Count the facades in the historic center and you will lose count, because almost every one of them is covered in blue, green, and white azulejos - the glazed ceramic tiles the Portuguese inherited from the Moors and then sent across the Atlantic to face their overseas sobrados. São Luís has the largest collection of exterior azulejos anywhere in Brazil, and the habit was practical as much as decorative: the tiles reflect heat and shed rain, both of which arrive in quantities this close to the equator. The historic center is also the only UNESCO-listed rare example of a Portuguese colonial city built on a rectangular grid in Brazil - a planner's map laid over a tropical estuary - and the whole thing began, improbably, as a French project.
The Tupinambá had a village here when the French arrived in 1612 under Daniel de la Touche, Seigneur de la Ravardière, and Admiral François de Razilly. They built a fort and named it Saint-Louis de Maragnan after the reigning king Louis XIII and his sainted ancestor Louis IX. Their larger ambition was France Équinoxiale - Equinoctial France - a tropical colony to complement the French foothold further north. It did not last. By 1615, Portuguese forces under Jerônimo de Albuquerque won the Battle of Guaxenduba, the French withdrew, and the city became São Luís. Then in November 1641 a Dutch force of 1,000 troops under Admiral Jan Cornelisz Lichthart arrived as part of the wider Dutch invasion of Brazil. They sacked the city, destroyed Catholic imagery, and held out for 27 months before surrendering in February 1644. After two European empires and one indigenous nation, São Luís settled into a long Portuguese century - still the only Brazilian state capital founded by France.
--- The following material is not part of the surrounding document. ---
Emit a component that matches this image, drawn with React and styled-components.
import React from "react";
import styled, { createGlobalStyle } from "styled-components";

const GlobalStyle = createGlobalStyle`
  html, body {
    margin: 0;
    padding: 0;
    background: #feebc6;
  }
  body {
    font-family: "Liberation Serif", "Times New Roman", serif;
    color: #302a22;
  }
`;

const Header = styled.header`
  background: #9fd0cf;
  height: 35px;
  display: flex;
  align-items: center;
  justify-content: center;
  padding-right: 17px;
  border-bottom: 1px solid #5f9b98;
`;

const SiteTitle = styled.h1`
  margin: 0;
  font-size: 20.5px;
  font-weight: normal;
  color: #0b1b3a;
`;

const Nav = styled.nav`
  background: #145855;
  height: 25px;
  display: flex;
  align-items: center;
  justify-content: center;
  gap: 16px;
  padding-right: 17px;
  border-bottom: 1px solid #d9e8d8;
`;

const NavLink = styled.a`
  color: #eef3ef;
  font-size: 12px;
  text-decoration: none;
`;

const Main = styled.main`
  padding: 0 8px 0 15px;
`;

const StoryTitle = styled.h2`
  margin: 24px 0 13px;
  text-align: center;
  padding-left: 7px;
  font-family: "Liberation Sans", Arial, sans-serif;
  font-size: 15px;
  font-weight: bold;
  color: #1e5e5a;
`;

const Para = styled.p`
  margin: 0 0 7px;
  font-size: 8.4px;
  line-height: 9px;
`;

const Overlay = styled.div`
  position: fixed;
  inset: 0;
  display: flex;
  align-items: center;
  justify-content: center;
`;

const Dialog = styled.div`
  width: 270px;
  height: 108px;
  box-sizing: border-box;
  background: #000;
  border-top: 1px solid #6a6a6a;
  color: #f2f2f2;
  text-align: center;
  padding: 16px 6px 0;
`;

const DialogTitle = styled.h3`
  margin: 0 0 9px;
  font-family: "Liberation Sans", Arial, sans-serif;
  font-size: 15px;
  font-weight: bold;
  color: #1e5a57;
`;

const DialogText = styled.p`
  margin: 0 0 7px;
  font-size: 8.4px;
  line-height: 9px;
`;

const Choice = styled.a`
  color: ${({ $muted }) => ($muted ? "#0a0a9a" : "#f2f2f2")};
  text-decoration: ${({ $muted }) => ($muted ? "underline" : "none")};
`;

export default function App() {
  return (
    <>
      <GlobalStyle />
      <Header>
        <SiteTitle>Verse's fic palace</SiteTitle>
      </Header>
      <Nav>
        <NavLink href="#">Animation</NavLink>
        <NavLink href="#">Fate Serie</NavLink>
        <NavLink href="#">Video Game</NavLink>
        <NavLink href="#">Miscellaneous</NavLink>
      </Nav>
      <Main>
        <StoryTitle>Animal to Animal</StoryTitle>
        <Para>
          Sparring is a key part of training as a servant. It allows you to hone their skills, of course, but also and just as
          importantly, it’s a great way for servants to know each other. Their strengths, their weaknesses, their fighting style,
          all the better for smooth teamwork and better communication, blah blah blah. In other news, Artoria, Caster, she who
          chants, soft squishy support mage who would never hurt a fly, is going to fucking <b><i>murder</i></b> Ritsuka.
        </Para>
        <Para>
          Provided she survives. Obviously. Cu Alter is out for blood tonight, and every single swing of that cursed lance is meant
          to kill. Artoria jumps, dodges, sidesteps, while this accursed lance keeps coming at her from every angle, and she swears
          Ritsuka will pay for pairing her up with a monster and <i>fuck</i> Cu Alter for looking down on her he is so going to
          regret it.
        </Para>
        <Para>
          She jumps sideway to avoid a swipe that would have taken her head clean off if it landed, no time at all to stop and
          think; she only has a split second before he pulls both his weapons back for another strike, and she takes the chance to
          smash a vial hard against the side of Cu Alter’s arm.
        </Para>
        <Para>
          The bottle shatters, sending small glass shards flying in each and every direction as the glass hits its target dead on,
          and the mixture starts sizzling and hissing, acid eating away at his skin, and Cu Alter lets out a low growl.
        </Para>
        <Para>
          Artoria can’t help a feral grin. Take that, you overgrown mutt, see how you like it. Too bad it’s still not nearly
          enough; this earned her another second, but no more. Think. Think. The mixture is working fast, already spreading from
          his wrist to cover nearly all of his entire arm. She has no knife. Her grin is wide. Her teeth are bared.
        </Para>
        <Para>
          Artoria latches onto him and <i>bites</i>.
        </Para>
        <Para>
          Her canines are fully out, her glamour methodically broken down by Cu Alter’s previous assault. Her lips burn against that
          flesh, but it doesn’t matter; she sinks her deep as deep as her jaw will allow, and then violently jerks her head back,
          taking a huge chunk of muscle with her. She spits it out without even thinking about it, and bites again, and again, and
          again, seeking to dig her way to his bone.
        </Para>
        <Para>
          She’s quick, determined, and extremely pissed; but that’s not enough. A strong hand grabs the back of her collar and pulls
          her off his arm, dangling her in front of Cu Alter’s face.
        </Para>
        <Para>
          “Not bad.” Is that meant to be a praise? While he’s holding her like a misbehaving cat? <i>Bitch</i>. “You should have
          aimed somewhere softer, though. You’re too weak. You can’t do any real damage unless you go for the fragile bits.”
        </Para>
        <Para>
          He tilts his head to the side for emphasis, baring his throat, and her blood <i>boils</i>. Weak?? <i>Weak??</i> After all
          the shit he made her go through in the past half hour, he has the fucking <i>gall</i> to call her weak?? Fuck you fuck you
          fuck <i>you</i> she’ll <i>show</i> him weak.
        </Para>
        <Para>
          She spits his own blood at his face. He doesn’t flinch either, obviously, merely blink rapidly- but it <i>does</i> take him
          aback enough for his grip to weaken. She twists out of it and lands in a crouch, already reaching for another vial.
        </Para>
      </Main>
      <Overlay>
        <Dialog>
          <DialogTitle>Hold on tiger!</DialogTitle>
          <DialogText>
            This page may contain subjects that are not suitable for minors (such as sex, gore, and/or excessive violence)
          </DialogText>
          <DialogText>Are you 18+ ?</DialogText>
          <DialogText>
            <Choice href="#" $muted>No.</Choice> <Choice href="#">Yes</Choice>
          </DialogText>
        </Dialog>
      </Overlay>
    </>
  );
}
The wealth that built the azulejo-clad sobrados came, largely, from a cruel export economy. From the late 18th century into the 19th, Maranhão shipped cotton to the textile mills of Liverpool and Manchester, much of it grown by enslaved Africans on plantations in the interior. When the American Civil War interrupted the flow of Southern cotton to Britain in the 1860s, São Luís briefly filled the gap, and a boom followed - enough money to finance Italian opera tours, French literary subscriptions, and the stone-paved streets still walked today. The city became the third most populous in Brazil. That prosperity ended in the final decades of the 19th century, and the city spent most of the 20th searching for another economic identity until the 1970s, when the Carajás iron mines came online and the Ponta da Madeira port on São Luís Island turned the metropolitan area into one of Brazil's most important cargo hubs. The enslaved labor that paid for those sobrados is a permanent part of the tile's story.
Somewhere along the way São Luís picked up a second nickname - the Brazilian Athens - for a disproportionate roll of writers born or made here. Gonçalves Dias, the country's foundational Romantic poet, was maranhense; so were the novelist Aluísio Azevedo, the playwright Artur Azevedo, the modernist Graça Aranha, the memoirist Josué Montello, and the 20th-century poet Ferreira Gullar, whose work includes the harrowing "Dirty Poem" written in Argentine exile during the military dictatorship. The Teatro Arthur Azevedo, on Rua do Sol, is the second-oldest theater in Brazil. At the other cultural pole, São Luís calls itself the Brazilian Jamaica - reggae arrived in the 1970s through the port and never left, and in 2018 the city opened the Reggae Museum of Maranhão, the second in the world after Jamaica's own. The two nicknames are not in tension. They describe the same city in different keys.
Walking the historic center today is walking a 17th-century Portuguese grid that somebody had the stubbornness to keep. Since 1989 a sustained restoration program has worked through the sobrados block by block - propping up facades, replacing rotten floors, rehanging azulejos that had fallen in the wet-season rains. The Palácio dos Leões, seat of the state government, looks out over São Marcos Bay from the high ground where the French fort once stood. Ribeirão and Pedras fountains still supply public water of a kind. The Metropolitan Cathedral of Our Lady of Victory, the Church of Pantaleão, and the Convent of Mercês punctuate the skyline. When the Bumba Meu Boi festival peaks in late June, hundreds of groups perform nightly in the squares - Settlers, Indians, spirit workers, enslaved Africans and forest spirits all played out in costume to matracas and drums, a comic tragedy that is also a harvest festival with a bull at its center. The tiles on the walls catch it all, reflected in blue.
São Luís at 2.53°S, 44.30°W, on the northwestern lobe of São Luís Island between São Marcos Bay and the Anil River estuary. Cruise at 5,000-8,000 feet for a clear view of the UNESCO-listed colonial grid, the Palácio dos Leões on the bay-facing ridge, and the Ponta da Madeira and Itaqui port complexes to the south and west. Marechal Cunha Machado International Airport (SBSL) sits about 13 km southeast. Alcântara's spaceport (SBAL) lies across São Marcos Bay to the west, with the French-aligned Alcântara Space Center. Best visibility in the August-November dry season.